01 September 2011

Poor Man's Screen Printing T-Shirts

Picture by Callie Leuck. 
When one of my friends proposed to his lady, I knew I wanted to make him something awesome for his bachelor party. One of the other bridesmaids had an idea for shirts for the bachelorette party (featuring a cute saying of the bride's) and I knew what the bachelor party's shirts should say--something the groom says all the time.

My memory dredged up a scene from summer canoe camp at Waycross Camp. After tye-dying our shirts and hanging them to dry, I came upstairs one night to see the counselors painstakingly cutting the words "Waycross Canoe Camp" out of a sheet of wax paper. They then set it on the first shirt and painted over it with black.
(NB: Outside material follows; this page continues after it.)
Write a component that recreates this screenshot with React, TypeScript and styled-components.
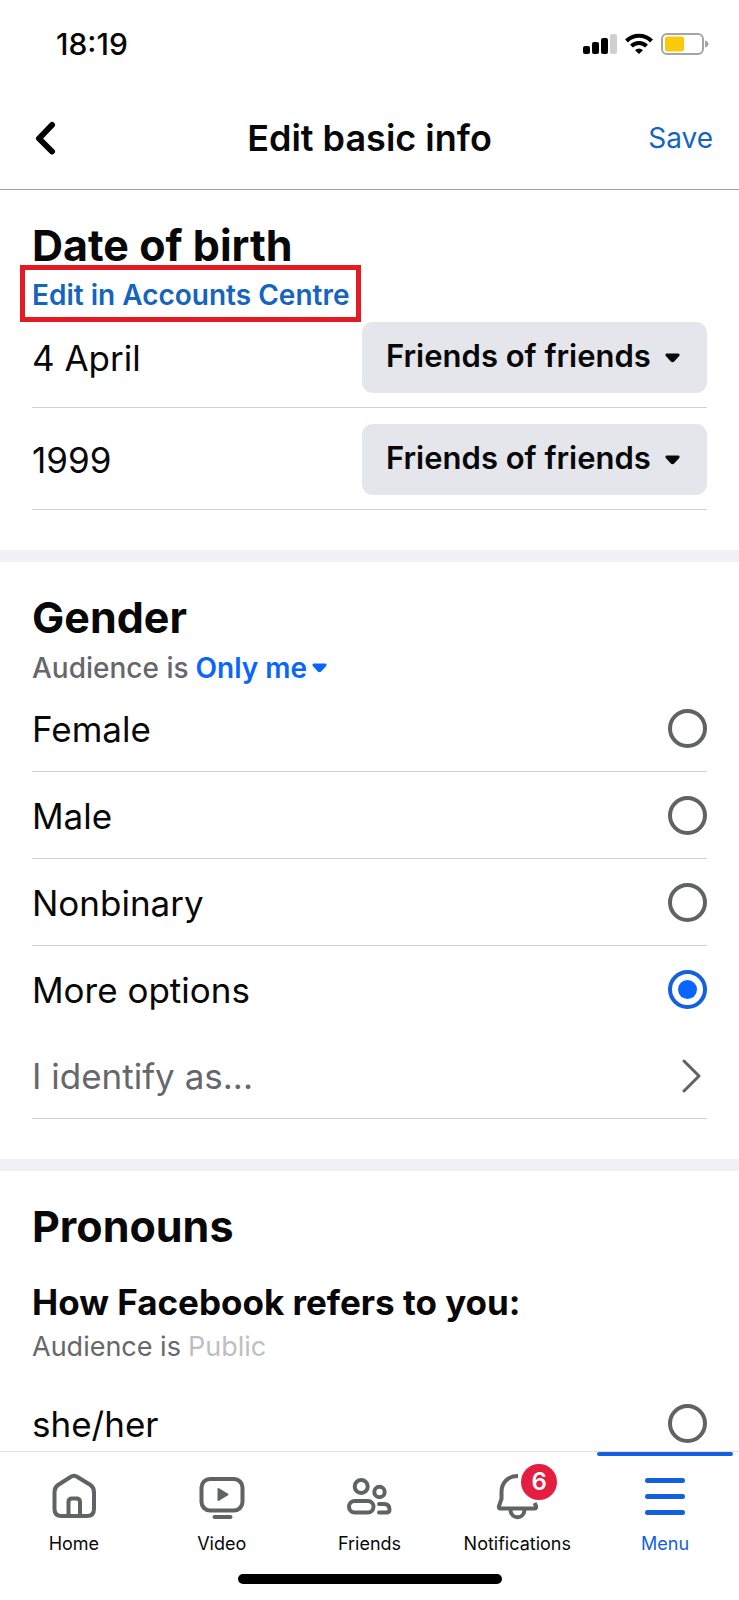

I decided to do this for my friend's bachelor party. I picked Old Navy Ringer Tees for $4 apiece at the store. (I got an extra one as a "tester" in case I completely ruined the first one. When crafting, this is an excellent idea.) I ironed the shirts and hung them in the bathroom so I could take over our basement den with my crafting accessories.

Picture by Callie Leuck. I did end up ruining the grey one. Yay for foresight!
I typed my friend's phrase into a Word document and played with the font and size until I had a size I was happy with. (I picked the font based on what would be easiest to cut out of wax paper with an X-Acto knife.)
Picture by Callie Leuck. I did not bother saving the holes for the e,a, d. That would be insane.
Picture by Callie Leuck. After being cut out. This took some time. It would have been a good idea to have picked up an audio book at the library to entertain myself during this project. It would have been less visually distracting than Game of Thrones on HBO.
I also cut out the remaining part of the phrase to put on another section of the shirt, as well as labels for the back. (Groom, Best Man, Groomsman) Then I laid the wax paper stencil on the front of the first shirt and used a sponge brush to dab the acrylic paint onto the stencil.

Picture by Callie Leuck. 
Picture by Callie Leuck. 
Picture by Callie Leuck. 
Picture by Callie Leuck. 
I set the shirts carefully on a laundry drying rack until the paint was dry to the touch. Then I flipped them over and did the backs. Between paint jobs, I laid the wet stencils on long sheets of wax paper spread on the floor.

Picture by Callie Leuck. 
Picture by Callie Leuck. 
And repeated the drying. When they were dry enough, I hung them back up in the bathroom to dry completely overnight.

Picture by Callie Leuck. 
For funsies, I made a joke shirt for the groom--the same design on an XL Children's bright pink shirt I found at the craft store. Plus some jewel appliques, of course.

Picture by Callie Leuck. 
Picture by Callie Leuck. I'm told that not only did he wear this, it actually fit.
July 2012 Update: The groom confirmed that he wore this shirt. He was surprised that anybody thought that he wouldn't have done so. He apparently got a giant kick out of it, and enjoyed the use of his ridiculous phrase.
After drying all night, I rolled each one up, secured each with a rubber band, and shipped it off to the Best Man. End of Project!

Bachelor Party T-Shirt Creation Photos


Project Costs
About $30 plus an afternoon. (Cheaper if you already have wax paper, X-Acto knife, acryllic paint) Getting one printed online is comparable to what I payed for all of these. Also, it was incredibly fun. SO MUCH SO that I bought more shirts to make personalized T-shirts as a birthday present for my sister.

Sister Birthday T-Shirt Photos



Project Recommendation
Highly recommend. High entertainment value, as long as you're patient enough to cut the stencil out of the wax paper. Sometimes the stencils start curling a bit when they're damp with paint, which makes perfect re-application on the next shirt tricky. I didn't worry too much about it being a bit blobby. (Gave it some character, and I didn't think the guys would care.) If this worries you, maybe get some stiff sheets of plastic and make a more durable stencil.

Project Durability
Unknown. Since I didn't keep the shirts, I don't know how they stand up to washing. It is acrylic paint, so it should be OK, but I wouldn't be very surprised if it started flaking a bit after some time. I was primarily concerned with creating a one-use shirt. Anybody know more about this?